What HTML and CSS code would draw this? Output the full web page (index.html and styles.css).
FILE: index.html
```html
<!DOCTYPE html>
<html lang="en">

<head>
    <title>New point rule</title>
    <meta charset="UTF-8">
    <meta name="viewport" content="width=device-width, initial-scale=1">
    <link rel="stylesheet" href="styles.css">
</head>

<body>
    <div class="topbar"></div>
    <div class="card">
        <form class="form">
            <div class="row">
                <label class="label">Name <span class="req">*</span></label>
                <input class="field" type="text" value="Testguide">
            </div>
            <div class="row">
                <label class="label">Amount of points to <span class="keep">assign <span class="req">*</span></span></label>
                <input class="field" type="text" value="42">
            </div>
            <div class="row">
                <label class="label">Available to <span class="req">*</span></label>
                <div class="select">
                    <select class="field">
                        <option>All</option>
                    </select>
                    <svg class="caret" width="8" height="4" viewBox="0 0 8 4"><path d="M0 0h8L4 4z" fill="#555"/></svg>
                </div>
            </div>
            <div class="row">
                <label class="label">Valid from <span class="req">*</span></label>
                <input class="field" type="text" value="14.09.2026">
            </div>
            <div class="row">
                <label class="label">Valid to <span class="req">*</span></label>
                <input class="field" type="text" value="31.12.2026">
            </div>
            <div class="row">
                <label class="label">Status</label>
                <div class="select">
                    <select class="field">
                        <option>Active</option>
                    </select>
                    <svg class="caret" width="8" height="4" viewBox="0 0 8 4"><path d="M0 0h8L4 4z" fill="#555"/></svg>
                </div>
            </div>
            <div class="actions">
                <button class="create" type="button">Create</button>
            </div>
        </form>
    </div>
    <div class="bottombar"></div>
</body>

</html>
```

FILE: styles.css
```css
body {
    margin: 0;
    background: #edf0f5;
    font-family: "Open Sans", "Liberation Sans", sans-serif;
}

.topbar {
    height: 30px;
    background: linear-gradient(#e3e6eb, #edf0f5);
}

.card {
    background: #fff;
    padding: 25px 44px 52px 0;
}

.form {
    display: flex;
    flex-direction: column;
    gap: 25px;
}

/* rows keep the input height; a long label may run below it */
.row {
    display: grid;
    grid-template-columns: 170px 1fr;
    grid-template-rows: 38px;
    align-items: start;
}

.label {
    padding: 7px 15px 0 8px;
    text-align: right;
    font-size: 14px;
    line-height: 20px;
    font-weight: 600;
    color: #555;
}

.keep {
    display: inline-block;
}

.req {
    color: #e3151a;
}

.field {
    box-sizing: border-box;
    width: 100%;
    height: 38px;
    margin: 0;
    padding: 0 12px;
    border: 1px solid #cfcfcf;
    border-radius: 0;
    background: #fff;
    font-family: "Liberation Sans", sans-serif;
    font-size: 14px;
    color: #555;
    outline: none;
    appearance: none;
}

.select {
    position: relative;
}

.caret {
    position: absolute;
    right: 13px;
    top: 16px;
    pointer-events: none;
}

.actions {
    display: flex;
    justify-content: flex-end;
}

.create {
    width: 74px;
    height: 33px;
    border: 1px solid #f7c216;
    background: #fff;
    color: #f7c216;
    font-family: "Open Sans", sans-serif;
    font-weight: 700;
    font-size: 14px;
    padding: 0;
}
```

● **Your instructions**
Reproduce the material verbatim, line by line.

● **Exercise output**
What HTML and CSS code would draw this? Output the full web page (index.html and styles.css).
FILE: index.html
```html
<!DOCTYPE html>
<html lang="en">

<head>
    <title>New point rule</title>
    <meta charset="UTF-8">
    <meta name="viewport" content="width=device-width, initial-scale=1">
    <link rel="stylesheet" href="styles.css">
</head>

<body>
    <div class="topbar"></div>
    <div class="card">
        <form class="form">
            <div class="row">
                <label class="label">Name <span class="req">*</span></label>
                <input class="field" type="text" value="Testguide">
            </div>
            <div class="row">
                <label class="label">Amount of points to <span class="keep">assign <span class="req">*</span></span></label>
                <input class="field" type="text" value="42">
            </div>
            <div class="row">
                <label class="label">Available to <span class="req">*</span></label>
                <div class="select">
                    <select class="field">
                        <option>All</option>
                    </select>
                    <svg class="caret" width="8" height="4" viewBox="0 0 8 4"><path d="M0 0h8L4 4z" fill="#555"/></svg>
                </div>
            </div>
            <div class="row">
                <label class="label">Valid from <span class="req">*</span></label>
                <input class="field" type="text" value="14.09.2026">
            </div>
            <div class="row">
                <label class="label">Valid to <span class="req">*</span></label>
                <input class="field" type="text" value="31.12.2026">
            </div>
            <div class="row">
                <label class="label">Status</label>
                <div class="select">
                    <select class="field">
                        <option>Active</option>
                    </select>
                    <svg class="caret" width="8" height="4" viewBox="0 0 8 4"><path d="M0 0h8L4 4z" fill="#555"/></svg>
                </div>
            </div>
            <div class="actions">
                <button class="create" type="button">Create</button>
            </div>
        </form>
    </div>
    <div class="bottombar"></div>
</body>

</html>
```

FILE: styles.css
```css
body {
    margin: 0;
    background: #edf0f5;
    font-family: "Open Sans", "Liberation Sans", sans-serif;
}

.topbar {
    height: 30px;
    background: linear-gradient(#e3e6eb, #edf0f5);
}

.card {
    background: #fff;
    padding: 25px 44px 52px 0;
}

.form {
    display: flex;
    flex-direction: column;
    gap: 25px;
}

/* rows keep the input height; a long label may run below it */
.row {
    display: grid;
    grid-template-columns: 170px 1fr;
    grid-template-rows: 38px;
    align-items: start;
}

.label {
    padding: 7px 15px 0 8px;
    text-align: right;
    font-size: 14px;
    line-height: 20px;
    font-weight: 600;
    color: #555;
}

.keep {
    display: inline-block;
}

.req {
    color: #e3151a;
}

.field {
    box-sizing: border-box;
    width: 100%;
    height: 38px;
    margin: 0;
    padding: 0 12px;
    border: 1px solid #cfcfcf;
    border-radius: 0;
    background: #fff;
    font-family: "Liberation Sans", sans-serif;
    font-size: 14px;
    color: #555;
    outline: none;
    appearance: none;
}

.select {
    position: relative;
}

.caret {
    position: absolute;
    right: 13px;
    top: 16px;
    pointer-events: none;
}

.actions {
    display: flex;
    justify-content: flex-end;
}

.create {
    width: 74px;
    height: 33px;
    border: 1px solid #f7c216;
    background: #fff;
    color: #f7c216;
    font-family: "Open Sans", sans-serif;
    font-weight: 700;
    font-size: 14px;
    padding: 0;
}
```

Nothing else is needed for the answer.